**Instruction:** Omit all images. Write out the rest of the material exactly.

**Data shown:**

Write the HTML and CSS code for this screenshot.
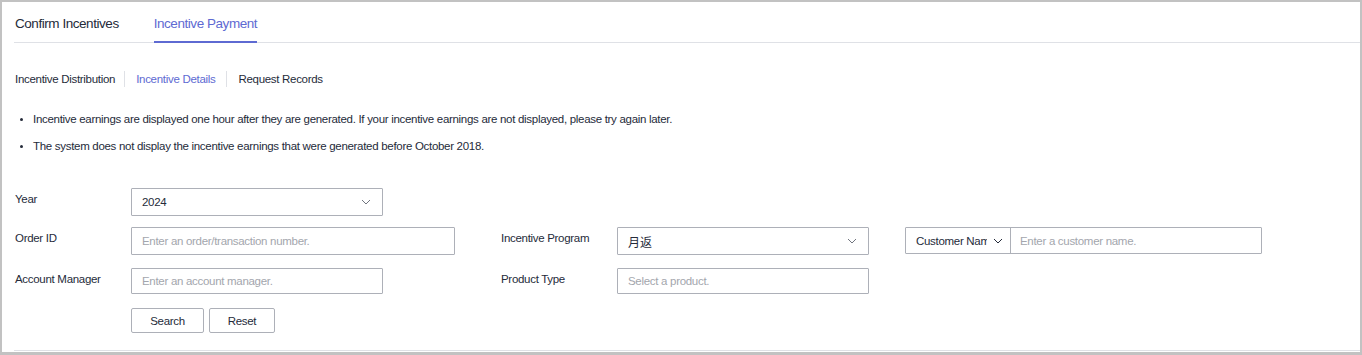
FILE: index.html
```html
<!DOCTYPE html>
<html lang="en">
<head>
<meta charset="utf-8">
<title>Incentive Payment</title>
<link rel="stylesheet" href="styles.css">
</head>
<body>
<div class="frame">
  <div class="tabs">
    <div class="tab">Confirm Incentives</div>
    <div class="tab active">Incentive Payment</div>
  </div>
  <div class="subtabs">
    <div class="subtab">Incentive Distribution</div>
    <div class="subtab active">Incentive Details</div>
    <div class="subtab">Request Records</div>
  </div>
  <ul class="notes">
    <li>Incentive earnings are displayed one hour after they are generated. If your incentive earnings are not displayed, please try again later.</li>
    <li>The system does not display the incentive earnings that were generated before October 2018.</li>
  </ul>
  <div class="form">
    <div class="field r1 c1">
      <div class="label">Year</div>
      <div class="control select w252 h28"><span class="value">2024</span><svg class="chev" width="10" height="6" viewBox="0 0 10 6"><path d="M1 1 L5 5 L9 1" fill="none" stroke="#71757f" stroke-width="1"/></svg></div>
    </div>
    <div class="field r2 c1">
      <div class="label">Order ID</div>
      <div class="control w324 h28"><span class="ph">Enter an order/transaction number.</span></div>
    </div>
    <div class="field r2 c2">
      <div class="label">Incentive Program</div>
      <div class="control select w252 h28"><span class="value cjk">月返</span><svg class="chev" width="10" height="6" viewBox="0 0 10 6"><path d="M1 1 L5 5 L9 1" fill="none" stroke="#71757f" stroke-width="1"/></svg></div>
    </div>
    <div class="field r2 c3">
      <div class="combo h27">
        <div class="combo-sel"><span class="combo-text">Customer Name</span><svg class="chev2" width="10" height="6" viewBox="0 0 10 6"><path d="M1 1 L5 5 L9 1" fill="none" stroke="#252b3a" stroke-width="1"/></svg></div>
        <div class="combo-input"><span class="ph">Enter a customer name.</span></div>
      </div>
    </div>
    <div class="field r3 c1">
      <div class="label">Account Manager</div>
      <div class="control w252 h26"><span class="ph">Enter an account manager.</span></div>
    </div>
    <div class="field r3 c2">
      <div class="label">Product Type</div>
      <div class="control w252 h26"><span class="ph">Select a product.</span></div>
    </div>
    <div class="field r4 c1 buttons">
      <div class="label"></div>
      <button class="btn btn-search">Search</button>
      <button class="btn btn-reset">Reset</button>
    </div>
  </div>
  <div class="bottom-line"></div>
</div>
</body>
</html>
```

FILE: styles.css
```css
* { box-sizing: border-box; }
html, body { margin: 0; padding: 0; background: #ffffff; }
body {
  font-family: "Liberation Sans", Arial, "Noto Sans CJK SC", sans-serif;
  color: #252b3a;
  font-size: 11.5px;
  letter-spacing: -0.3px;
}
.frame {
  width: 1362px;
  height: 355px;
  border-style: solid;
  border-color: #c2c2c2;
  border-width: 2px 2px 3px 2px;
  padding-left: 12px;
  background: #fff;
  display: flex;
  flex-direction: column;
}
.tabs {
  display: flex;
  height: 41px;
  border-bottom: 1px solid #dfe1e6;
  padding-left: 1px;
}
.tab {
  font-size: 13.5px;
  letter-spacing: -0.45px;
  line-height: 39px;
  padding-top: 2px;
  height: 41px;
  margin-right: 35px;
  color: #252b3a;
  border-bottom: 2px solid transparent;
  margin-bottom: -1px;
}
.tab.active {
  color: #5e6ad2;
  border-bottom-color: #5e6ad2;
}
.subtabs {
  display: flex;
  align-items: center;
  margin-top: 28px;
  height: 16px;
  padding-left: 1px;
}
.subtab {
  line-height: 16px;
  padding: 0 11px;
  border-left: 1px solid #dfe1e6;
  color: #252b3a;
}
.subtab:first-child { padding-left: 0; border-left: none; padding-right: 9px; }
.subtab.active { color: #5e6ad2; }
.notes {
  list-style: none;
  margin: 23px 0 0 0;
  padding: 0;
}
.notes li {
  position: relative;
  line-height: 18px;
  padding-left: 19px;
  margin-bottom: 9px;
  color: #252b3a;
}
.notes li::before {
  content: "";
  position: absolute;
  left: 6px;
  top: 8px;
  width: 3px;
  height: 3px;
  border-radius: 50%;
  background: #252b3a;
}
.form {
  margin-top: 24px;
  display: grid;
  grid-template-columns: 486px 404px auto;
  grid-template-rows: 28px 28px 26px 25px;
  row-gap: 12px;
  padding-left: 1px;
}
.r1 { grid-row: 1; }
.r2 { grid-row: 2; margin-top: -1px; }
.r3 { grid-row: 3; }
.r4 { grid-row: 4; margin-top: 2px; }
.c1 { grid-column: 1; }
.c2 { grid-column: 2; }
.c3 { grid-column: 3; }
.field {
  display: flex;
  align-items: flex-start;
}
.label {
  width: 116px;
  flex: none;
  line-height: 18px;
  padding-top: 2px;
  color: #252b3a;
}
.control {
  border: 1px solid #adb0b8;
  border-radius: 1px;
  display: flex;
  align-items: center;
  padding: 0 10px;
}
.w252 { width: 252px; }
.w324 { width: 324px; }
.h28 { height: 28px; }
.h27 { height: 27px; }
.h26 { height: 26px; }
.select { justify-content: space-between; padding-right: 11px; }
.value { color: #252b3a; }
.cjk { font-family: "Noto Sans CJK SC", sans-serif; font-size: 12px; letter-spacing: 0; }
.ph { color: #a3a6ad; }
.chev { display: block; }
.combo {
  display: flex;
  width: 357px;
  border: 1px solid #adb0b8;
  border-radius: 1px;
}
.combo-sel {
  width: 105px;
  flex: none;
  display: flex;
  align-items: center;
  padding-left: 10px;
  border-right: 1px solid #adb0b8;
  overflow: hidden;
}
.combo-text {
  width: 71px;
  overflow: hidden;
  white-space: nowrap;
  flex: none;
}
.chev2 { margin-left: 6px; flex: none; }
.combo-input {
  flex: 1;
  display: flex;
  align-items: center;
  padding-left: 9px;
}
.buttons { align-items: stretch; }
.btn {
  font-family: "Liberation Sans", Arial, sans-serif;
  font-size: 11.5px;
  letter-spacing: -0.3px;
  color: #252b3a;
  background: #fff;
  border: 1px solid #adb0b8;
  border-radius: 2px;
  height: 25px;
  padding: 0;
}
.btn-search { width: 73px; }
.btn-reset { width: 66px; margin-left: 5px; }
.bottom-line {
  margin-top: auto;
  height: 1px;
  background: #dfe1e6;
  margin-bottom: 1px;
}
```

**Answer for the task:**
Write the HTML and CSS code for this screenshot.
FILE: index.html
```html
<!DOCTYPE html>
<html lang="en">
<head>
<meta charset="utf-8">
<title>Incentive Payment</title>
<link rel="stylesheet" href="styles.css">
</head>
<body>
<div class="frame">
  <div class="tabs">
    <div class="tab">Confirm Incentives</div>
    <div class="tab active">Incentive Payment</div>
  </div>
  <div class="subtabs">
    <div class="subtab">Incentive Distribution</div>
    <div class="subtab active">Incentive Details</div>
    <div class="subtab">Request Records</div>
  </div>
  <ul class="notes">
    <li>Incentive earnings are displayed one hour after they are generated. If your incentive earnings are not displayed, please try again later.</li>
    <li>The system does not display the incentive earnings that were generated before October 2018.</li>
  </ul>
  <div class="form">
    <div class="field r1 c1">
      <div class="label">Year</div>
      <div class="control select w252 h28"><span class="value">2024</span><svg class="chev" width="10" height="6" viewBox="0 0 10 6"><path d="M1 1 L5 5 L9 1" fill="none" stroke="#71757f" stroke-width="1"/></svg></div>
    </div>
    <div class="field r2 c1">
      <div class="label">Order ID</div>
      <div class="control w324 h28"><span class="ph">Enter an order/transaction number.</span></div>
    </div>
    <div class="field r2 c2">
      <div class="label">Incentive Program</div>
      <div class="control select w252 h28"><span class="value cjk">月返</span><svg class="chev" width="10" height="6" viewBox="0 0 10 6"><path d="M1 1 L5 5 L9 1" fill="none" stroke="#71757f" stroke-width="1"/></svg></div>
    </div>
    <div class="field r2 c3">
      <div class="combo h27">
        <div class="combo-sel"><span class="combo-text">Customer Name</span><svg class="chev2" width="10" height="6" viewBox="0 0 10 6"><path d="M1 1 L5 5 L9 1" fill="none" stroke="#252b3a" stroke-width="1"/></svg></div>
        <div class="combo-input"><span class="ph">Enter a customer name.</span></div>
      </div>
    </div>
    <div class="field r3 c1">
      <div class="label">Account Manager</div>
      <div class="control w252 h26"><span class="ph">Enter an account manager.</span></div>
    </div>
    <div class="field r3 c2">
      <div class="label">Product Type</div>
      <div class="control w252 h26"><span class="ph">Select a product.</span></div>
    </div>
    <div class="field r4 c1 buttons">
      <div class="label"></div>
      <button class="btn btn-search">Search</button>
      <button class="btn btn-reset">Reset</button>
    </div>
  </div>
  <div class="bottom-line"></div>
</div>
</body>
</html>
```

FILE: styles.css
```css
* { box-sizing: border-box; }
html, body { margin: 0; padding: 0; background: #ffffff; }
body {
  font-family: "Liberation Sans", Arial, "Noto Sans CJK SC", sans-serif;
  color: #252b3a;
  font-size: 11.5px;
  letter-spacing: -0.3px;
}
.frame {
  width: 1362px;
  height: 355px;
  border-style: solid;
  border-color: #c2c2c2;
  border-width: 2px 2px 3px 2px;
  padding-left: 12px;
  background: #fff;
  display: flex;
  flex-direction: column;
}
.tabs {
  display: flex;
  height: 41px;
  border-bottom: 1px solid #dfe1e6;
  padding-left: 1px;
}
.tab {
  font-size: 13.5px;
  letter-spacing: -0.45px;
  line-height: 39px;
  padding-top: 2px;
  height: 41px;
  margin-right: 35px;
  color: #252b3a;
  border-bottom: 2px solid transparent;
  margin-bottom: -1px;
}
.tab.active {
  color: #5e6ad2;
  border-bottom-color: #5e6ad2;
}
.subtabs {
  display: flex;
  align-items: center;
  margin-top: 28px;
  height: 16px;
  padding-left: 1px;
}
.subtab {
  line-height: 16px;
  padding: 0 11px;
  border-left: 1px solid #dfe1e6;
  color: #252b3a;
}
.subtab:first-child { padding-left: 0; border-left: none; padding-right: 9px; }
.subtab.active { color: #5e6ad2; }
.notes {
  list-style: none;
  margin: 23px 0 0 0;
  padding: 0;
}
.notes li {
  position: relative;
  line-height: 18px;
  padding-left: 19px;
  margin-bottom: 9px;
  color: #252b3a;
}
.notes li::before {
  content: "";
  position: absolute;
  left: 6px;
  top: 8px;
  width: 3px;
  height: 3px;
  border-radius: 50%;
  background: #252b3a;
}
.form {
  margin-top: 24px;
  display: grid;
  grid-template-columns: 486px 404px auto;
  grid-template-rows: 28px 28px 26px 25px;
  row-gap: 12px;
  padding-left: 1px;
}
.r1 { grid-row: 1; }
.r2 { grid-row: 2; margin-top: -1px; }
.r3 { grid-row: 3; }
.r4 { grid-row: 4; margin-top: 2px; }
.c1 { grid-column: 1; }
.c2 { grid-column: 2; }
.c3 { grid-column: 3; }
.field {
  display: flex;
  align-items: flex-start;
}
.label {
  width: 116px;
  flex: none;
  line-height: 18px;
  padding-top: 2px;
  color: #252b3a;
}
.control {
  border: 1px solid #adb0b8;
  border-radius: 1px;
  display: flex;
  align-items: center;
  padding: 0 10px;
}
.w252 { width: 252px; }
.w324 { width: 324px; }
.h28 { height: 28px; }
.h27 { height: 27px; }
.h26 { height: 26px; }
.select { justify-content: space-between; padding-right: 11px; }
.value { color: #252b3a; }
.cjk { font-family: "Noto Sans CJK SC", sans-serif; font-size: 12px; letter-spacing: 0; }
.ph { color: #a3a6ad; }
.chev { display: block; }
.combo {
  display: flex;
  width: 357px;
  border: 1px solid #adb0b8;
  border-radius: 1px;
}
.combo-sel {
  width: 105px;
  flex: none;
  display: flex;
  align-items: center;
  padding-left: 10px;
  border-right: 1px solid #adb0b8;
  overflow: hidden;
}
.combo-text {
  width: 71px;
  overflow: hidden;
  white-space: nowrap;
  flex: none;
}
.chev2 { margin-left: 6px; flex: none; }
.combo-input {
  flex: 1;
  display: flex;
  align-items: center;
  padding-left: 9px;
}
.buttons { align-items: stretch; }
.btn {
  font-family: "Liberation Sans", Arial, sans-serif;
  font-size: 11.5px;
  letter-spacing: -0.3px;
  color: #252b3a;
  background: #fff;
  border: 1px solid #adb0b8;
  border-radius: 2px;
  height: 25px;
  padding: 0;
}
.btn-search { width: 73px; }
.btn-reset { width: 66px; margin-left: 5px; }
.bottom-line {
  margin-top: auto;
  height: 1px;
  background: #dfe1e6;
  margin-bottom: 1px;
}
```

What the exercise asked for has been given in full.